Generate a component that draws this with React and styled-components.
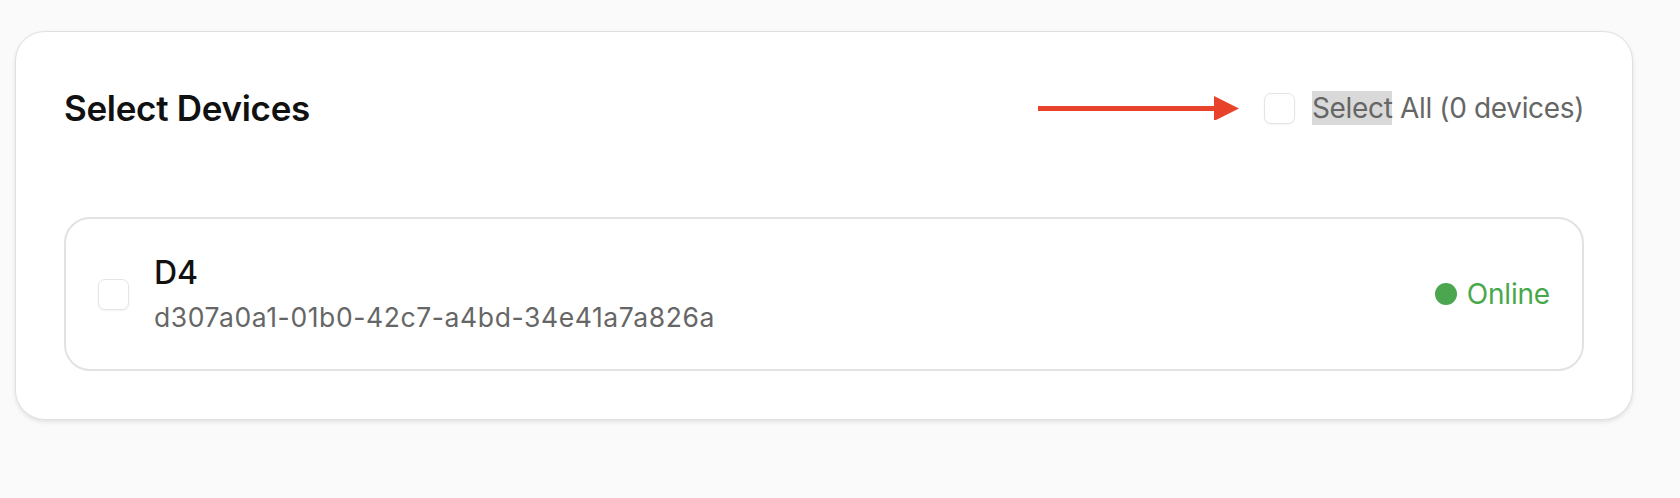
import React from "react";
import styled, { createGlobalStyle } from "styled-components";

const GlobalStyle = createGlobalStyle`
  html, body {
    margin: 0;
    padding: 0;
    background: #fafafa;
    font-family: Inter, "Noto Sans", "Liberation Sans", sans-serif;
  }
`;

const Page = styled.div`
  padding: 31px 47px 0 15px;
  min-height: 100vh;
  box-sizing: border-box;
`;

const Card = styled.section`
  background: #fff;
  border: 1px solid #e0e0e0;
  border-radius: 30px;
  box-shadow: 0 2px 4px rgba(0, 0, 0, 0.1);
  padding: 48px;
`;

const Header = styled.div`
  display: flex;
  align-items: center;
  justify-content: space-between;
  height: 56px;
  margin-bottom: 81px;
`;

const Title = styled.h2`
  margin: 0;
  font-size: 35px;
  font-weight: 600;
  color: #111;
  letter-spacing: -0.3px;
`;

const Actions = styled.div`
  display: flex;
  align-items: center;
`;

const Arrow = styled.svg`
  display: block;
  margin-right: 25px;
`;

const Box = styled.span`
  display: inline-block;
  flex-shrink: 0;
  width: ${(p) => p.$size}px;
  height: ${(p) => p.$size}px;
  box-sizing: border-box;
  border: 1.5px solid #e4e4e4;
  border-radius: 7px;
  background: #fff;
  box-shadow: 0 1px 2px rgba(0, 0, 0, 0.05);
`;

const Label = styled.span`
  margin-left: 17px;
  font-size: 28px;
  letter-spacing: -0.35px;
  line-height: 40px;
  color: #666;
`;

const Highlight = styled.span`
  background: #d9d9d9;
`;

const DeviceRow = styled.div`
  display: flex;
  align-items: center;
  height: 154px;
  box-sizing: border-box;
  padding: 0 32px;
  border: 2px solid #e2e2e2;
  border-radius: 26px;
`;

const Info = styled.div`
  flex: 1;
  display: flex;
  flex-direction: column;
  margin-left: 25px;
`;

const Name = styled.div`
  font-size: 32px;
  font-weight: 500;
  color: #111;
  line-height: 38px;
`;

const Uuid = styled.div`
  margin-top: 7px;
  font-size: 26.5px;
  letter-spacing: 0.6px;
  color: #666;
  line-height: 36px;
`;

const Status = styled.div`
  display: flex;
  align-items: center;
  gap: 10px;
  font-size: 28px;
  letter-spacing: -0.2px;
  color: #48a84c;
`;

const Dot = styled.span`
  width: 22px;
  height: 22px;
  border-radius: 50%;
  background: #4ba64f;
`;

export default function App() {
  return (
    <>
      <GlobalStyle />
      <Page>
        <Card>
          <Header>
            <Title>Select Devices</Title>
            <Actions>
              <Arrow width="201" height="24" viewBox="0 0 201 24">
                <rect x="0" y="10" width="180" height="5" fill="#e8432a" />
                <polygon points="176,0 201,12.5 176,25" fill="#e8432a" />
              </Arrow>
              <Box $size={31} />
              <Label>
                <Highlight>Select</Highlight> All (0 devices)
              </Label>
            </Actions>
          </Header>
          <DeviceRow>
            <Box $size={31} />
            <Info>
              <Name>D4</Name>
              <Uuid>d307a0a1-01b0-42c7-a4bd-34e41a7a826a</Uuid>
            </Info>
            <Status>
              <Dot />
              Online
            </Status>
          </DeviceRow>
        </Card>
      </Page>
    </>
  );
}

++++++++++

Request - Every line of the material is to be quoted exactly, with no pictures carried over.

Solution -
Generate a component that draws this with React and styled-components.
import React from "react";
import styled, { createGlobalStyle } from "styled-components";

const GlobalStyle = createGlobalStyle`
  html, body {
    margin: 0;
    padding: 0;
    background: #fafafa;
    font-family: Inter, "Noto Sans", "Liberation Sans", sans-serif;
  }
`;

const Page = styled.div`
  padding: 31px 47px 0 15px;
  min-height: 100vh;
  box-sizing: border-box;
`;

const Card = styled.section`
  background: #fff;
  border: 1px solid #e0e0e0;
  border-radius: 30px;
  box-shadow: 0 2px 4px rgba(0, 0, 0, 0.1);
  padding: 48px;
`;

const Header = styled.div`
  display: flex;
  align-items: center;
  justify-content: space-between;
  height: 56px;
  margin-bottom: 81px;
`;

const Title = styled.h2`
  margin: 0;
  font-size: 35px;
  font-weight: 600;
  color: #111;
  letter-spacing: -0.3px;
`;

const Actions = styled.div`
  display: flex;
  align-items: center;
`;

const Arrow = styled.svg`
  display: block;
  margin-right: 25px;
`;

const Box = styled.span`
  display: inline-block;
  flex-shrink: 0;
  width: ${(p) => p.$size}px;
  height: ${(p) => p.$size}px;
  box-sizing: border-box;
  border: 1.5px solid #e4e4e4;
  border-radius: 7px;
  background: #fff;
  box-shadow: 0 1px 2px rgba(0, 0, 0, 0.05);
`;

const Label = styled.span`
  margin-left: 17px;
  font-size: 28px;
  letter-spacing: -0.35px;
  line-height: 40px;
  color: #666;
`;

const Highlight = styled.span`
  background: #d9d9d9;
`;

const DeviceRow = styled.div`
  display: flex;
  align-items: center;
  height: 154px;
  box-sizing: border-box;
  padding: 0 32px;
  border: 2px solid #e2e2e2;
  border-radius: 26px;
`;

const Info = styled.div`
  flex: 1;
  display: flex;
  flex-direction: column;
  margin-left: 25px;
`;

const Name = styled.div`
  font-size: 32px;
  font-weight: 500;
  color: #111;
  line-height: 38px;
`;

const Uuid = styled.div`
  margin-top: 7px;
  font-size: 26.5px;
  letter-spacing: 0.6px;
  color: #666;
  line-height: 36px;
`;

const Status = styled.div`
  display: flex;
  align-items: center;
  gap: 10px;
  font-size: 28px;
  letter-spacing: -0.2px;
  color: #48a84c;
`;

const Dot = styled.span`
  width: 22px;
  height: 22px;
  border-radius: 50%;
  background: #4ba64f;
`;

export default function App() {
  return (
    <>
      <GlobalStyle />
      <Page>
        <Card>
          <Header>
            <Title>Select Devices</Title>
            <Actions>
              <Arrow width="201" height="24" viewBox="0 0 201 24">
                <rect x="0" y="10" width="180" height="5" fill="#e8432a" />
                <polygon points="176,0 201,12.5 176,25" fill="#e8432a" />
              </Arrow>
              <Box $size={31} />
              <Label>
                <Highlight>Select</Highlight> All (0 devices)
              </Label>
            </Actions>
          </Header>
          <DeviceRow>
            <Box $size={31} />
            <Info>
              <Name>D4</Name>
              <Uuid>d307a0a1-01b0-42c7-a4bd-34e41a7a826a</Uuid>
            </Info>
            <Status>
              <Dot />
              Online
            </Status>
          </DeviceRow>
        </Card>
      </Page>
    </>
  );
}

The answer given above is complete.